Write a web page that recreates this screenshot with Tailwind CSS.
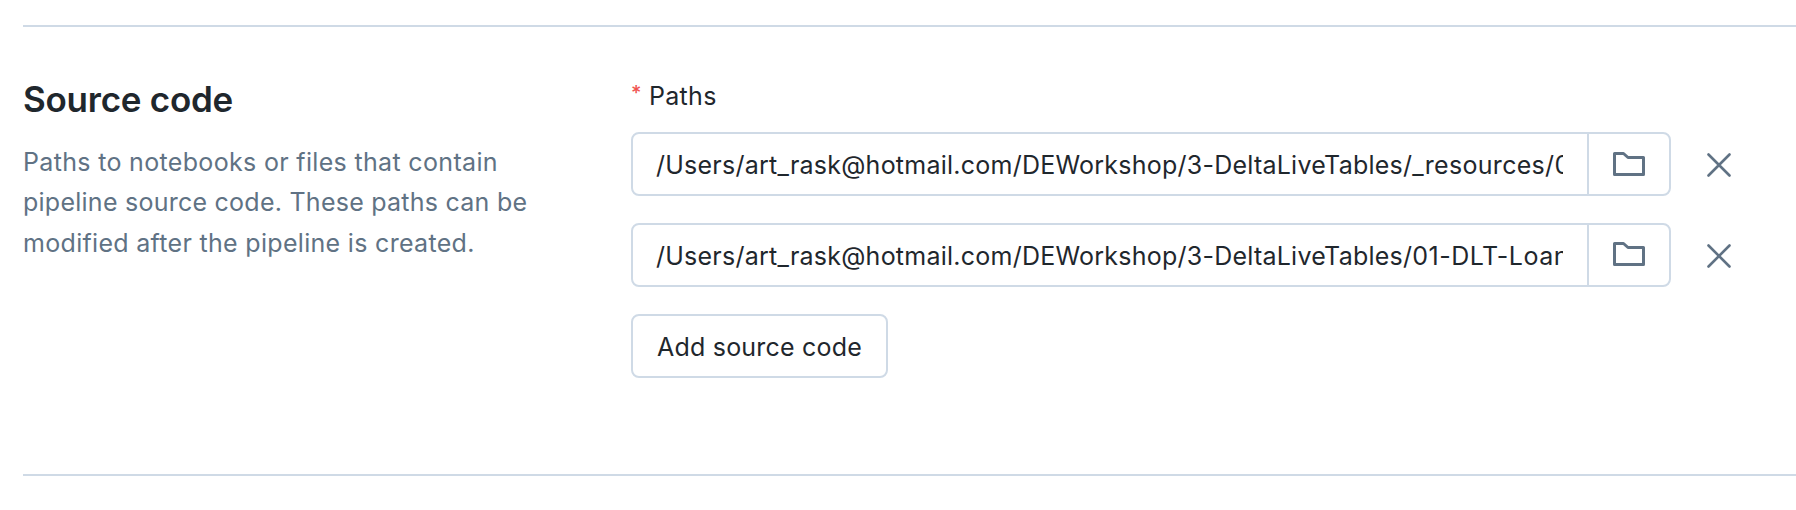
<!DOCTYPE html>
<html lang="en">
<head>
<meta charset="utf-8">
<title>Source code</title>
<script src="https://cdn.jsdelivr.net/npm/@tailwindcss/browser@4"></script>
</head>
<body class="h-[510px] overflow-hidden bg-white pt-[25px] pl-[23px] font-['Inter','Liberation_Sans',sans-serif] text-[25px] text-[#1f272d]">
  <section class="flex h-[451px] border-y-2 border-[#cfdae6]">
    <div class="w-[608px] shrink-0 pt-12">
      <h2 class="text-[35px] leading-[48px] font-semibold tracking-[-0.25px]">Source code</h2>
      <p class="mt-[19px] leading-[40.3px] whitespace-nowrap text-[#607284]"><span class="tracking-[0.33px]">Paths to notebooks or files that contain</span><br><span class="tracking-[0.25px]">pipeline source code. These paths can be</span><br><span class="tracking-[0.31px]">modified after the pipeline is created.</span></p>
    </div>
    <div class="pt-[49px]">
      <div class="flex h-10 leading-10"><span class="w-[18px] text-[20px] leading-[35px] font-medium text-[#f0524f]">*</span><span class="tracking-[0.3px]">Paths</span></div>
      <div class="mt-4 flex flex-col items-start gap-[27px]">
        <div class="flex items-center">
          <div class="flex h-16 w-[1040px] rounded-lg border-2 border-[#cfdae6]">
            <div class="w-[954px] pr-6 pl-[23px] leading-[62px] tracking-[0.24px]"><div class="h-[60px] overflow-hidden whitespace-nowrap">/Users/art_rask@hotmail.com/DEWorkshop/3-DeltaLiveTables/<span class="tracking-[0.3px]">_resources/00</span></div></div>
            <button class="flex flex-1 justify-center border-l-2 border-[#cfdae6] pt-[18px]" aria-label="Browse">
              <svg class="h-6 w-8" viewBox="0 0 32 24" fill="none" stroke="#607284" stroke-width="3" stroke-linejoin="round"><path d="M1.5 1.5H10.5L15 5.5H30.5V22.5H1.5Z"/></svg>
            </button>
          </div>
          <button class="ml-9 pt-0.5" aria-label="Remove"><svg class="size-6" viewBox="0 0 24 24" fill="none" stroke="#607284" stroke-width="2.6" stroke-linecap="round"><path d="M1.5 1.5L22.5 22.5M22.5 1.5L1.5 22.5"/></svg></button>
        </div>
        <div class="flex items-center">
          <div class="flex h-16 w-[1040px] rounded-lg border-2 border-[#cfdae6]">
            <div class="w-[954px] pr-6 pl-[23px] leading-[62px] tracking-[0.24px]"><div class="h-[60px] overflow-hidden whitespace-nowrap">/Users/art_rask@hotmail.com/DEWorkshop/3-DeltaLiveTables/<span class="tracking-[0.5px]">01-DLT-Loan</span></div></div>
            <button class="flex flex-1 justify-center border-l-2 border-[#cfdae6] pt-[17px]" aria-label="Browse">
              <svg class="h-6 w-8" viewBox="0 0 32 24" fill="none" stroke="#607284" stroke-width="3" stroke-linejoin="round"><path d="M1.5 1.5H10.5L15 5.5H30.5V22.5H1.5Z"/></svg>
            </button>
          </div>
          <button class="ml-9 pt-0.5" aria-label="Remove"><svg class="size-6" viewBox="0 0 24 24" fill="none" stroke="#607284" stroke-width="2.6" stroke-linecap="round"><path d="M1.5 1.5L22.5 22.5M22.5 1.5L1.5 22.5"/></svg></button>
        </div>
        <button class="h-16 w-[257px] rounded-lg border-2 border-[#cfdae6] pt-0.5 leading-[58px] tracking-[0.2px]">Add source code</button>
      </div>
    </div>
  </section>
</body>
</html>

= = = = =

● **WHAT THE TASK ASKS**
All the material shown above is to be copied exactly, with no pictures carried over.

● **FINAL RESULT**
Write a web page that recreates this screenshot with Tailwind CSS.
<!DOCTYPE html>
<html lang="en">
<head>
<meta charset="utf-8">
<title>Source code</title>
<script src="https://cdn.jsdelivr.net/npm/@tailwindcss/browser@4"></script>
</head>
<body class="h-[510px] overflow-hidden bg-white pt-[25px] pl-[23px] font-['Inter','Liberation_Sans',sans-serif] text-[25px] text-[#1f272d]">
  <section class="flex h-[451px] border-y-2 border-[#cfdae6]">
    <div class="w-[608px] shrink-0 pt-12">
      <h2 class="text-[35px] leading-[48px] font-semibold tracking-[-0.25px]">Source code</h2>
      <p class="mt-[19px] leading-[40.3px] whitespace-nowrap text-[#607284]"><span class="tracking-[0.33px]">Paths to notebooks or files that contain</span><br><span class="tracking-[0.25px]">pipeline source code. These paths can be</span><br><span class="tracking-[0.31px]">modified after the pipeline is created.</span></p>
    </div>
    <div class="pt-[49px]">
      <div class="flex h-10 leading-10"><span class="w-[18px] text-[20px] leading-[35px] font-medium text-[#f0524f]">*</span><span class="tracking-[0.3px]">Paths</span></div>
      <div class="mt-4 flex flex-col items-start gap-[27px]">
        <div class="flex items-center">
          <div class="flex h-16 w-[1040px] rounded-lg border-2 border-[#cfdae6]">
            <div class="w-[954px] pr-6 pl-[23px] leading-[62px] tracking-[0.24px]"><div class="h-[60px] overflow-hidden whitespace-nowrap">/Users/art_rask@hotmail.com/DEWorkshop/3-DeltaLiveTables/<span class="tracking-[0.3px]">_resources/00</span></div></div>
            <button class="flex flex-1 justify-center border-l-2 border-[#cfdae6] pt-[18px]" aria-label="Browse">
              <svg class="h-6 w-8" viewBox="0 0 32 24" fill="none" stroke="#607284" stroke-width="3" stroke-linejoin="round"><path d="M1.5 1.5H10.5L15 5.5H30.5V22.5H1.5Z"/></svg>
            </button>
          </div>
          <button class="ml-9 pt-0.5" aria-label="Remove"><svg class="size-6" viewBox="0 0 24 24" fill="none" stroke="#607284" stroke-width="2.6" stroke-linecap="round"><path d="M1.5 1.5L22.5 22.5M22.5 1.5L1.5 22.5"/></svg></button>
        </div>
        <div class="flex items-center">
          <div class="flex h-16 w-[1040px] rounded-lg border-2 border-[#cfdae6]">
            <div class="w-[954px] pr-6 pl-[23px] leading-[62px] tracking-[0.24px]"><div class="h-[60px] overflow-hidden whitespace-nowrap">/Users/art_rask@hotmail.com/DEWorkshop/3-DeltaLiveTables/<span class="tracking-[0.5px]">01-DLT-Loan</span></div></div>
            <button class="flex flex-1 justify-center border-l-2 border-[#cfdae6] pt-[17px]" aria-label="Browse">
              <svg class="h-6 w-8" viewBox="0 0 32 24" fill="none" stroke="#607284" stroke-width="3" stroke-linejoin="round"><path d="M1.5 1.5H10.5L15 5.5H30.5V22.5H1.5Z"/></svg>
            </button>
          </div>
          <button class="ml-9 pt-0.5" aria-label="Remove"><svg class="size-6" viewBox="0 0 24 24" fill="none" stroke="#607284" stroke-width="2.6" stroke-linecap="round"><path d="M1.5 1.5L22.5 22.5M22.5 1.5L1.5 22.5"/></svg></button>
        </div>
        <button class="h-16 w-[257px] rounded-lg border-2 border-[#cfdae6] pt-0.5 leading-[58px] tracking-[0.2px]">Add source code</button>
      </div>
    </div>
  </section>
</body>
</html>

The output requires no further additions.